— Start —
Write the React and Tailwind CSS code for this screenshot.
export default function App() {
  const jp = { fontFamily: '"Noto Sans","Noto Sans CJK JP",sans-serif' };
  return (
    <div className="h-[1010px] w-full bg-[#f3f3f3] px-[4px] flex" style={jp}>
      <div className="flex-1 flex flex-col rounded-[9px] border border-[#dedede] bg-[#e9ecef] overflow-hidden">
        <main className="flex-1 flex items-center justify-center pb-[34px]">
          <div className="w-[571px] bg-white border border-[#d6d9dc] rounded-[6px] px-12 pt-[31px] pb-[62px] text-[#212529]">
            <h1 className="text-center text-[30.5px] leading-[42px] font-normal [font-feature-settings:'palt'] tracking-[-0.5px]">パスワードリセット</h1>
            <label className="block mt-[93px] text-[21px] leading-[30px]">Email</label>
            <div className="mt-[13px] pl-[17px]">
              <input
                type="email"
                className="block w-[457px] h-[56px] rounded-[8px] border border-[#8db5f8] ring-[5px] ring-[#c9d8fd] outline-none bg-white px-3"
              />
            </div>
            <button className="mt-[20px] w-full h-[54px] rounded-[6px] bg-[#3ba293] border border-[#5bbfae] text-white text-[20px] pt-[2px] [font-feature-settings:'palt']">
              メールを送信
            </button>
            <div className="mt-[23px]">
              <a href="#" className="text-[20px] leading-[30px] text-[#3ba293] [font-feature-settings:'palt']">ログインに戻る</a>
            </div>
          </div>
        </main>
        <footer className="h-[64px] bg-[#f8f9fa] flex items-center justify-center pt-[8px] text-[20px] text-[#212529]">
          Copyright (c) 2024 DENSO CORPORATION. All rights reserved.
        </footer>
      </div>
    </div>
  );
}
— End —
— Start —
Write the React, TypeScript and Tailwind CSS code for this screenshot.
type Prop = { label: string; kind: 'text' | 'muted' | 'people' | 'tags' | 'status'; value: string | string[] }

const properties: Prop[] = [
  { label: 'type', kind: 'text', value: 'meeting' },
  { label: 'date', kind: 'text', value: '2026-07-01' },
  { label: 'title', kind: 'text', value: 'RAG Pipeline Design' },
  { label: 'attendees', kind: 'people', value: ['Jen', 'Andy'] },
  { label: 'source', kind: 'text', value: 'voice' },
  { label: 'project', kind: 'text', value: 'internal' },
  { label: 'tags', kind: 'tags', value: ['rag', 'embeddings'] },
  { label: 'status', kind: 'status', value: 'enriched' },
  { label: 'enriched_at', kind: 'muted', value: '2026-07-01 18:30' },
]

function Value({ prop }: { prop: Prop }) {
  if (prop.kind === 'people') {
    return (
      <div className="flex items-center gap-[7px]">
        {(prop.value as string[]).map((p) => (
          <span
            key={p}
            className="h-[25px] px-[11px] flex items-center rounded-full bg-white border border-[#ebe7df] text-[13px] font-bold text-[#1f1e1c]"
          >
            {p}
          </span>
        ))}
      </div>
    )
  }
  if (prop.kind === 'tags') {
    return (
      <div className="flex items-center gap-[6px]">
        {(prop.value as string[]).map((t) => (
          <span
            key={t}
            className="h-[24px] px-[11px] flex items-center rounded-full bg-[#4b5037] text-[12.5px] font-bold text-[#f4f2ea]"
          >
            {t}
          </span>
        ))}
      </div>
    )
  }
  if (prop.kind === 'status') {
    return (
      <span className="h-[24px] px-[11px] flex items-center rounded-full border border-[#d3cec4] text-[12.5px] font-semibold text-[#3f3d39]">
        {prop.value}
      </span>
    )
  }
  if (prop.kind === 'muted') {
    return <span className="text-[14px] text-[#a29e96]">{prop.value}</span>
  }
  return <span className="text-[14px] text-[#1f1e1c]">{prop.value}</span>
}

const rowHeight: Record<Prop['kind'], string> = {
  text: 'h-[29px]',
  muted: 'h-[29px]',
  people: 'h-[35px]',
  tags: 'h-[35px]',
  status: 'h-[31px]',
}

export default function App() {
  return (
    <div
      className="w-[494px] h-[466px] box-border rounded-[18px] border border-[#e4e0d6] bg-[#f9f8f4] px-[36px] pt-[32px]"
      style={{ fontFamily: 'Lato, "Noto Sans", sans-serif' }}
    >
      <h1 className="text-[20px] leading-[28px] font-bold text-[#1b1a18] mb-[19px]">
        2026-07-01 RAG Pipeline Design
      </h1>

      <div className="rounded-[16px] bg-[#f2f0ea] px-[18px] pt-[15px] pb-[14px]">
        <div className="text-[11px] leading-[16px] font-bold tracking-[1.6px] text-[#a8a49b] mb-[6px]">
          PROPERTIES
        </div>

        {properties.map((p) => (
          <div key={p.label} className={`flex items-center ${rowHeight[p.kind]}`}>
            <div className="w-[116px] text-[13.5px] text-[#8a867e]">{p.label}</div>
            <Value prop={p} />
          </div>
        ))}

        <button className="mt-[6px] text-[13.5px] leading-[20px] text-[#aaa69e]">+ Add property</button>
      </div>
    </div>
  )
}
— End —
→ EXERCISE BRIEF
Look over the listing above. Pick out and copy every line that includes "screenshot".

→ WRITTEN ANSWER
Write the React and Tailwind CSS code for this screenshot.
Write the React, TypeScript and Tailwind CSS code for this screenshot.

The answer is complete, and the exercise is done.